4.      Other Types of Evidence and Methods of Authentication, 901(b)
a.      Determine Relevancy First:  Always remember, the starting point of your analysis of the requisite foundation should always be relevancy.
b.      Written Documents:  Written documents are identified by testimony that identifies the author or source of the document, typically by using the signature, the contents, the location of the document, or other circumstances. 
                                                                          i.      Identification by Signature, 901(b)(1)-(3): observation of the creation of a document (901(b)(1), identification based on familiarity with handwriting 901(b)(2), or comparison of handwriting 901(b)(3).  (A signature alone is not enough – the proponent must make some independent showing that the signature was made by the person who the proponent claims made it.)
                                                                        ii.      Distinctive characteristics, 901(b)(4): A writing’s distinctive characteristics, or the circumstances surrounding it, may suffice for authentication.  
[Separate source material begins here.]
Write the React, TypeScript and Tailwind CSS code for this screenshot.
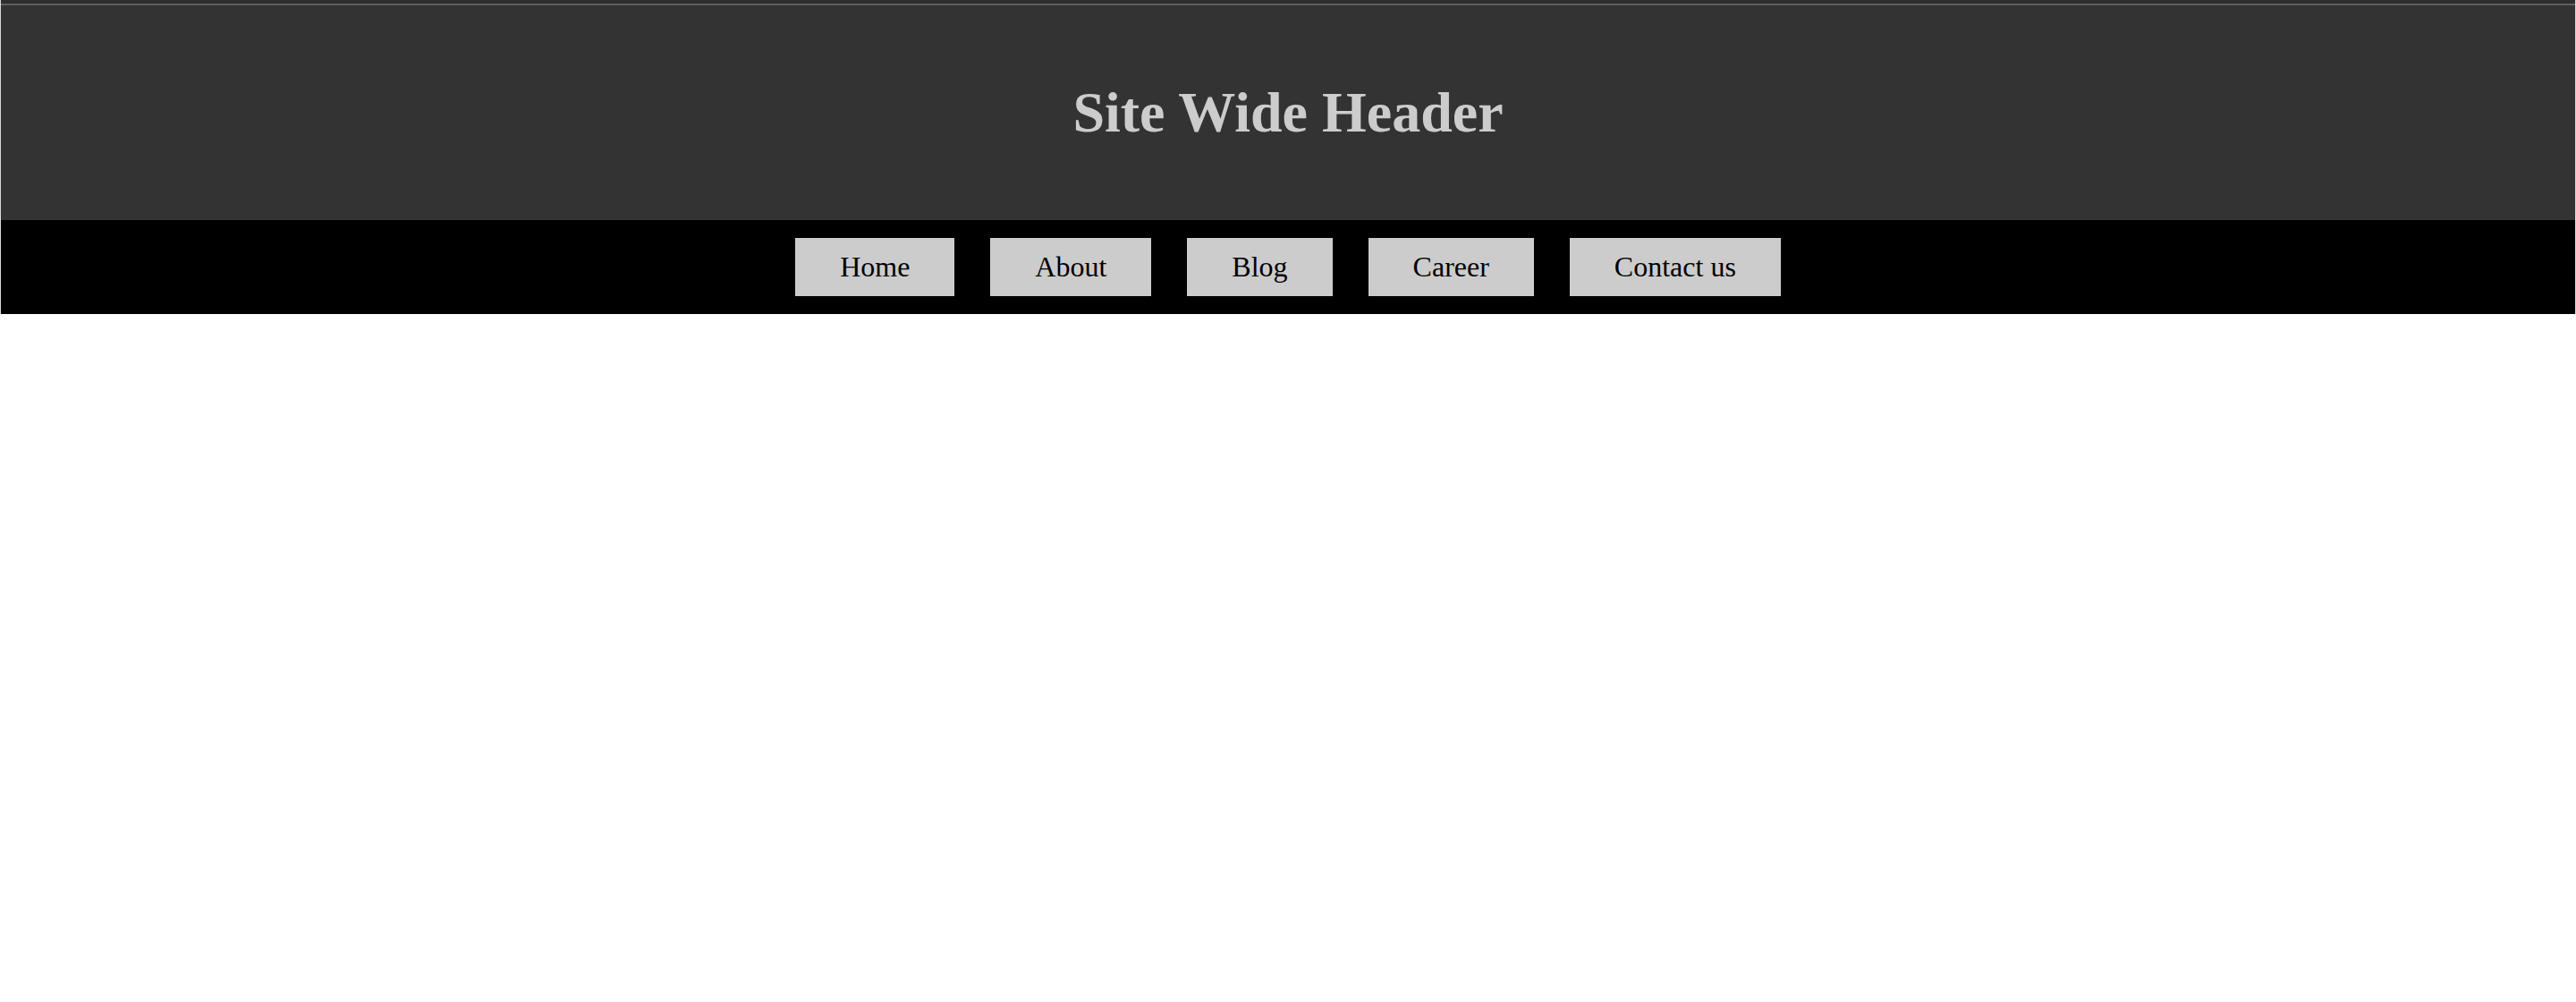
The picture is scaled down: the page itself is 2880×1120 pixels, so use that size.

                                                                      iii.      Authentication of Ancient Documents, 901(b)(8): If a writing 1)is more than 20 years old, 2)is in a place where it would likely be if it were authentic, and 3)the document is in such condition as to create no suspicion concerning its authenticity, it may be authenticated pursuant to FRE 901(b)(8) as an ancient document.
1.      Example: German documents generated during World War II (more than 20 years old) that implicate current US citizens in Nazi war crimes have been authenticated by their storage location (Berlin) and by the expert testimony of historians who specialize in Nazi-era German history, policies, and practices. 
Electronic Documents: Writings created by new technologies are identified and authenticated by analogies to Rule 901(b) illustrations (i.e., the “Written Documents” section of outline).  Emails can be identified by the electronic address that they bear and by the electronic signature itself.